Hamburg. Ein Gespräch mit der US-amerikanischen Dirigentin über Ablehnung und andere Karriere-Hindernisse, Bernstein, Beethoven und Baltimore.
Sie war immer wieder die erste, ist immer wieder die bislang einzige. Klar, dass Marin Alsop von dieser Verkürzung nur noch mittelbegeistert ist. Schon als kleines Mädchen wollte sie Dirigentin werden. Das hat bestens geklappt, war aber auch nicht einfach. Ein Gespräch mit der US-amerikanischen Dirigentin über Ablehnung und andere Karriere-Hindernisse, über Bernstein, Beethoven und Baltimore.

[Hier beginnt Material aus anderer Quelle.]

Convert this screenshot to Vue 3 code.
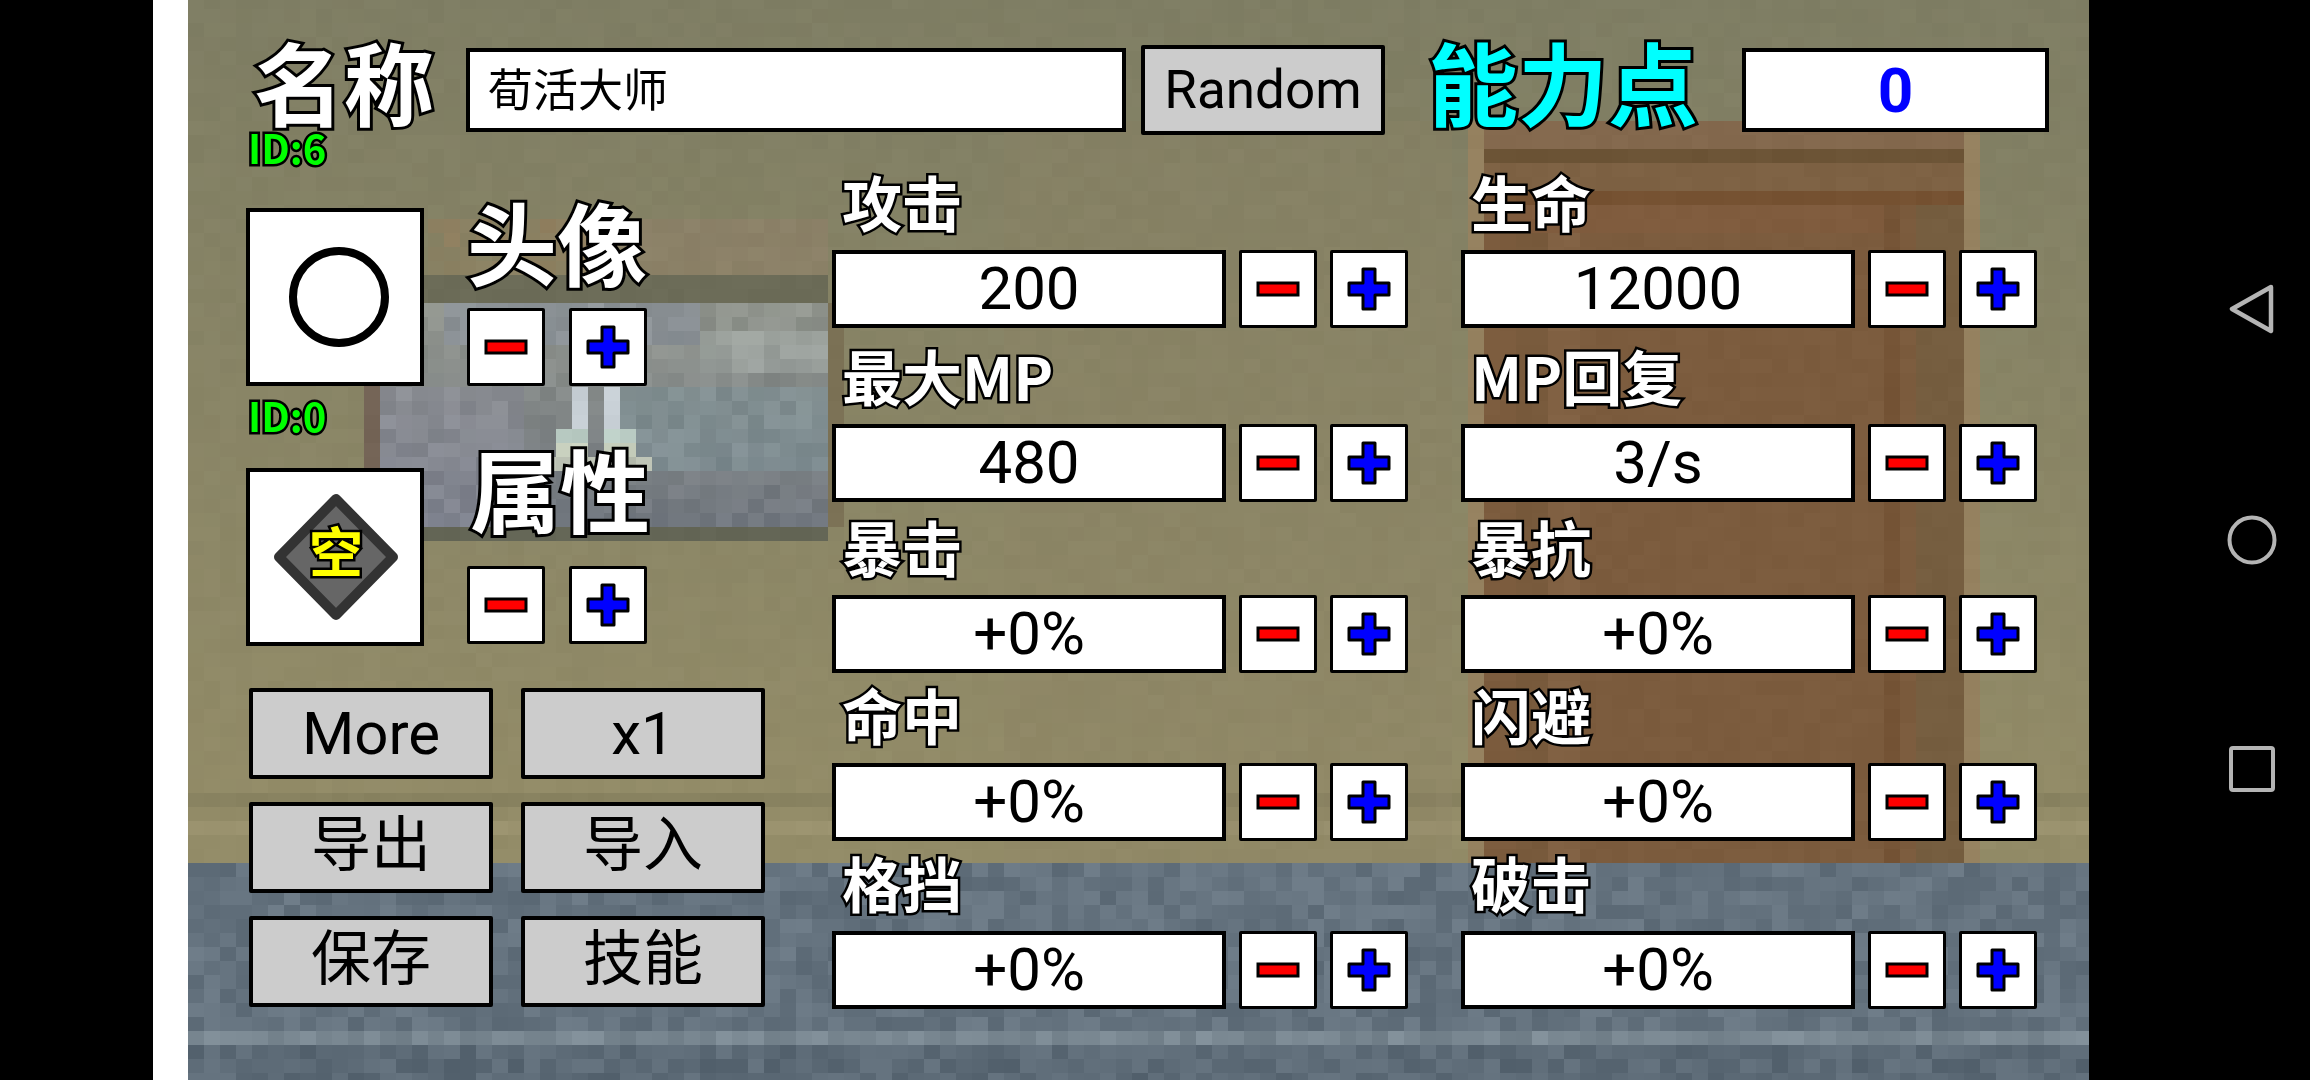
<template>
  <div class="screen">
    <div class="edge-black"></div>
    <div class="edge-white"></div>

    <main class="game">
      <canvas ref="bgCanvas" class="bg" width="119" height="78"></canvas>

      <div class="top-row">
        <div class="title name-title">名称</div>
        <div class="name-input"><span>荀活大师</span></div>
        <button class="gray-btn random-btn">Random</button>
        <div class="title points-title">能力点</div>
        <div class="points-box">0</div>
      </div>

      <div class="body">
        <section class="left">
          <div class="id-tag id-first">ID:6</div>
          <div class="picker">
            <div class="pick-box">
              <span class="avatar-ring"></span>
            </div>
            <div class="pick-side side-avatar">
              <div class="title">头像</div>
              <div class="step-pair">
                <button class="step-btn">
                  <svg viewBox="0 0 44 44" class="step-icon"><rect x="2" y="16" width="40" height="12" fill="#f00" stroke="#000" stroke-width="3" /></svg>
                </button>
                <button class="step-btn">
                  <svg viewBox="0 0 44 44" class="step-icon"><path d="M16 2h12v14h14v12H28v14H16V28H2V16h14z" fill="#00f" stroke="#000" stroke-width="3" stroke-linejoin="round" /></svg>
                </button>
              </div>
            </div>
          </div>

          <div class="id-tag id-second">ID:0</div>
          <div class="picker">
            <div class="pick-box">
              <svg viewBox="0 0 132 132" class="attr-icon">
                <path d="M67 8 124 66 67 124 10 66z" fill="#666" stroke="#333" stroke-width="10" stroke-linejoin="round" />
                <text x="67" y="82" text-anchor="middle" class="attr-text">空</text>
              </svg>
            </div>
            <div class="pick-side side-attr">
              <div class="title">属性</div>
              <div class="step-pair">
                <button class="step-btn">
                  <svg viewBox="0 0 44 44" class="step-icon"><rect x="2" y="16" width="40" height="12" fill="#f00" stroke="#000" stroke-width="3" /></svg>
                </button>
                <button class="step-btn">
                  <svg viewBox="0 0 44 44" class="step-icon"><path d="M16 2h12v14h14v12H28v14H16V28H2V16h14z" fill="#00f" stroke="#000" stroke-width="3" stroke-linejoin="round" /></svg>
                </button>
              </div>
            </div>
          </div>

          <div class="actions">
            <button v-for="a in actions" :key="a.text" :class="['gray-btn', 'action-btn', { cjk: a.cjk }]">{{ a.text }}</button>
          </div>
        </section>

        <section class="stats">
          <div v-for="s in stats" :key="s.label" class="stat">
            <div class="stat-label">{{ s.label }}</div>
            <div class="stat-row">
              <div class="stat-value">{{ s.value }}</div>
              <button class="step-btn">
                <svg viewBox="0 0 44 44" class="step-icon"><rect x="2" y="16" width="40" height="12" fill="#f00" stroke="#000" stroke-width="3" /></svg>
              </button>
              <button class="step-btn">
                <svg viewBox="0 0 44 44" class="step-icon"><path d="M16 2h12v14h14v12H28v14H16V28H2V16h14z" fill="#00f" stroke="#000" stroke-width="3" stroke-linejoin="round" /></svg>
              </button>
            </div>
          </div>
        </section>
      </div>
    </main>

    <nav class="sys-nav">
      <svg viewBox="0 0 50 50" class="nav-icon"><path d="M44 3 5 25l39 22z" fill="none" stroke="#b4b4b4" stroke-width="4.5" stroke-linejoin="round" /></svg>
      <svg viewBox="0 0 50 50" class="nav-icon"><circle cx="25" cy="25" r="22.5" fill="none" stroke="#b4b4b4" stroke-width="4" /></svg>
      <svg viewBox="0 0 50 50" class="nav-icon"><rect x="4" y="2" width="42" height="42" rx="2" fill="none" stroke="#b4b4b4" stroke-width="4" /></svg>
    </nav>
  </div>
</template>

<script setup>
import { onMounted, ref } from "vue";

const actions = [
  { text: "More" },
  { text: "x1" },
  { text: "导出", cjk: true },
  { text: "导入", cjk: true },
  { text: "保存", cjk: true },
  { text: "技能", cjk: true },
];

const stats = [
  { label: "攻击", value: "200" },
  { label: "生命", value: "12000" },
  { label: "最大MP", value: "480" },
  { label: "MP回复", value: "3/s" },
  { label: "暴击", value: "+0%" },
  { label: "暴抗", value: "+0%" },
  { label: "命中", value: "+0%" },
  { label: "闪避", value: "+0%" },
  { label: "格挡", value: "+0%" },
  { label: "破击", value: "+0%" },
];

const bgCanvas = ref(null);

// little repeatable noise, -1..1
function noise(i, j, seed = 0) {
  const n = Math.sin(i * 127.1 + j * 311.7 + seed * 74.7) * 43758.5453;
  return (n - Math.floor(n)) * 2 - 1;
}

function mix(a, b, t) {
  return a.map((v, k) => v + (b[k] - v) * t);
}

function wallColor(x, y) {
  let c = mix([127, 126, 100], [147, 140, 104], Math.min(y / 800, 1));
  if (y > 820 && y < 836) c = [156, 148, 112];
  if (y > 792 && y < 806) c = [136, 130, 96];
  if (x < 1450 && x > 1000 && y > 120) c = mix(c, [140, 130, 100], 0.3);
  return c;
}

function windowColor(x, y) {
  const t = (y - 297) / 229;
  let c = mix([146, 150, 142], [114, 120, 128], t);
  if (x < 520 && y > 380) c = mix(c, [150, 148, 170], 0.3);
  if (x > 620 && y > 380 && y < 470) c = mix(c, [128, 150, 156], 0.5);
  if (y < 350 && x > 440 && x < 700) c = mix(c, [136, 146, 170], 0.35);
  if (y > 330 && y < 370 && x > 700) c = mix(c, [172, 180, 176], 0.45);
  // bright thing in the middle
  if (((x > 570 && x < 590) || (x > 605 && x < 620)) && y > 385 && y < 425) c = [198, 206, 212];
  if (((x > 555 && x < 590) || (x > 605 && x < 640)) && y >= 425 && y < 440) c = [186, 204, 196];
  if (((x > 555 && x < 590) || (x > 605 && x < 640)) && y >= 440 && y < 455) c = [198, 206, 188];
  if (x > 540 && x < 655 && y >= 455 && y < 470) c = [186, 192, 178];
  return c;
}

function doorColor(x, y) {
  if (x < 1484 || x > 1964) return [150, 130, 96];
  let c = [124, 92, 62];
  if (x > 1548 && x < 1580) c = [130, 98, 68];
  if (x > 1516 && x <= 1548) c = [120, 90, 60];
  if (x > 1884 && x < 1900) c = [117, 84, 54];
  if (x > 1920) c = [118, 94, 64];
  if (y < 148) c = [132, 105, 78];
  else if (y < 162) c = [108, 84, 54];
  else if (y < 190) c = [126, 98, 68];
  else if (y < 204) c = [118, 82, 50];
  else if (y < 232 && x > 1500 && x < 1880) c = [128, 92, 62];
  return c;
}

function floorColor(i, j, y) {
  let c = [101, 115, 127];
  if (y > 1034 && y < 1050) c = [122, 136, 146];
  if (y >= 1050) c = [92, 106, 118];
  const n = noise(i, j, 1) * 11;
  return c.map((v) => v + n);
}

function cellColor(i, j) {
  const x = 188 + i * 16 + 8;
  const y = -5 + j * 14 + 7;
  if (y >= 863) return floorColor(i, j, y);

  let c = wallColor(x, y);
  let amt = 2;
  if (x > 1468 && x < 1980 && y > 122) {
    c = doorColor(x, y);
  } else if (x > 365 && x < 830 && y > 278 && y < 540) {
    if (y < 297) c = [108, 108, 88];
    else if (y > 526) c = [100, 102, 86];
    else if (x < 380) c = [116, 100, 86];
    else {
      c = windowColor(x, y);
      amt = 9;
    }
  } else if (x >= 830 && x < 845 && y > 297 && y < 526) {
    c = [124, 114, 86];
  } else if (x > 430 && x < 830 && y > 216 && y <= 278) {
    c = x < 620 ? mix(c, [146, 128, 96], 0.55 + noise(i, j, 3) * 0.4) : mix(c, [150, 128, 108], 0.4);
    amt = 3;
  }
  const n = noise(i, j, 2) * amt;
  return c.map((v) => v + n);
}

onMounted(() => {
  const ctx = bgCanvas.value.getContext("2d");
  for (let j = 0; j < 78; j++) {
    for (let i = 0; i < 119; i++) {
      const [r, g, b] = cellColor(i, j);
      ctx.fillStyle = `rgb(${r | 0},${g | 0},${b | 0})`;
      ctx.fillRect(i, j, 1, 1);
    }
  }
});
</script>

<style scoped>
.screen {
  display: flex;
  width: 2310px;
  height: 1080px;
  overflow: hidden;
  background: #000;
  font-family: Roboto, "Noto Sans CJK SC", sans-serif;
  color: #000;
}

.edge-black {
  width: 153px;
  flex: none;
}

.edge-white {
  width: 35px;
  flex: none;
  background: #fff;
}

.game {
  position: relative;
  width: 1901px;
  flex: none;
  overflow: hidden;
  background: #8a8668;
  padding: 45px 0 0 58px;
  box-sizing: border-box;
}

.bg {
  position: absolute;
  left: 0;
  top: -5px;
  width: 1904px;
  height: 1092px;
  image-rendering: pixelated;
}

.top-row,
.body {
  position: relative;
}

.top-row {
  display: flex;
  align-items: center;
  height: 90px;
}

.title {
  font-family: "Noto Sans CJK SC", sans-serif;
  font-weight: 700;
  font-size: 90px;
  line-height: 88px;
  color: #fff;
  -webkit-text-stroke: 6px #000;
  paint-order: stroke fill;
  white-space: nowrap;
}

.name-title {
  width: 220px;
  padding-left: 8px;
  box-sizing: border-box;
  margin-top: -20px;
}

.name-input {
  width: 660px;
  height: 84px;
  box-sizing: border-box;
  border: 4px solid #000;
  background: #fff;
  display: flex;
  align-items: center;
  padding-left: 18px;
  font-size: 45px;
}

.name-input span {
  margin-top: -6px;
}

.gray-btn {
  background: #ccc;
  border: 4px solid #000;
  border-radius: 2px;
  box-sizing: border-box;
  padding: 0;
  color: #000;
  font-family: inherit;
}

.random-btn {
  width: 244px;
  height: 90px;
  margin-left: 15px;
  font-size: 53px;
}

.points-title {
  color: #0ff;
  margin-left: 43px;
  width: 314px;
  margin-top: -20px;
}

.points-box {
  width: 307px;
  height: 84px;
  box-sizing: border-box;
  border: 4px solid #000;
  background: #fff;
  color: #00f;
  font-weight: 700;
  font-size: 62px;
  display: flex;
  align-items: center;
  justify-content: center;
}

.body {
  display: flex;
  gap: 67px;
}

.left {
  width: 519px;
  flex: none;
}

.id-tag {
  font-family: "Noto Sans CJK SC", sans-serif;
  font-weight: 700;
  font-size: 40px;
  line-height: 36px;
  color: #0f0;
  -webkit-text-stroke: 5px #000;
  paint-order: stroke fill;
  height: 36px;
  padding-left: 2px;
}

.id-first {
  margin-top: -6px;
  margin-bottom: 43px;
}

.id-second {
  margin-top: 11px;
  margin-bottom: 35px;
}

.picker {
  display: flex;
  gap: 43px;
  height: 178px;
}

.pick-box {
  width: 178px;
  height: 178px;
  flex: none;
  box-sizing: border-box;
  border: 4px solid #000;
  background: #fff;
  display: flex;
  align-items: center;
  justify-content: center;
}

.avatar-ring {
  width: 100px;
  height: 100px;
  box-sizing: border-box;
  border: 8px solid #000;
  border-radius: 50%;
  margin-left: 7px;
}

.attr-icon {
  width: 132px;
  height: 132px;
}

.attr-text {
  font-family: "Noto Sans CJK SC", sans-serif;
  font-weight: 700;
  font-size: 54px;
  fill: #ff0;
  stroke: #000;
  stroke-width: 5px;
  paint-order: stroke fill;
}

.side-avatar {
  margin-top: -12px;
}

.side-avatar .title {
  margin-bottom: 24px;
}

.side-attr {
  margin-top: -25px;
}

.side-attr .title {
  margin-bottom: 35px;
  margin-left: 3px;
}

.step-pair {
  display: flex;
  gap: 24px;
}

.step-btn {
  width: 78px;
  height: 78px;
  flex: none;
  box-sizing: border-box;
  border: 3px solid #000;
  border-radius: 2px;
  background: #fff;
  padding: 0;
  display: flex;
  align-items: center;
  justify-content: center;
}

.step-icon {
  width: 44px;
  height: 44px;
}

.actions {
  margin-top: 42px;
  margin-left: 3px;
  display: grid;
  grid-template-columns: 244px 244px;
  grid-auto-rows: 91px;
  column-gap: 28px;
  row-gap: 23px;
}

.action-btn {
  font-size: 60px;
  line-height: 70px;
}

.action-btn.cjk {
  padding-bottom: 4px;
}

.stats {
  display: grid;
  grid-template-columns: 576px 576px;
  grid-template-rows: 193px 174px 171px 168px 168px;
  column-gap: 53px;
  align-items: end;
}

.stat-label {
  font-family: "Noto Sans CJK SC", sans-serif;
  font-weight: 700;
  font-size: 60px;
  line-height: 58px;
  height: 78px;
  color: #fff;
  -webkit-text-stroke: 5px #000;
  paint-order: stroke fill;
  padding-left: 10px;
  white-space: nowrap;
}

.stat-row {
  display: flex;
  gap: 13px;
}

.stat-value {
  width: 395px;
  height: 78px;
  box-sizing: border-box;
  border: 4px solid #000;
  background: #fff;
  font-size: 60px;
  padding-bottom: 2px;
  display: flex;
  align-items: center;
  justify-content: center;
}

.sys-nav {
  flex: none;
  width: 221px;
  box-sizing: border-box;
  padding: 284px 0 0 138px;
  display: flex;
  flex-direction: column;
  gap: 181px;
}

.nav-icon {
  width: 50px;
  height: 50px;
}
</style>

<style>
body {
  background: #000;
  overflow: hidden;
}
</style>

Hamburger Abendblatt: Was über Sie praktisch immer erwähnt wird: Dass Sie mit neun Jahren in einem Konzert waren, Leonard Bernstein dirigierte, und Sie erst sich und dann allen anderen sagten: Das will ich auch. Aber wann haben Sie es zum ersten Mal bereut, Dirigentin geworden zu sein?
Marin Alsop: Bereut? Niemals.
Und wie ist es mit der Erkenntnis, dass es viel doch viel schwerer ist, als Sie gedacht hatten?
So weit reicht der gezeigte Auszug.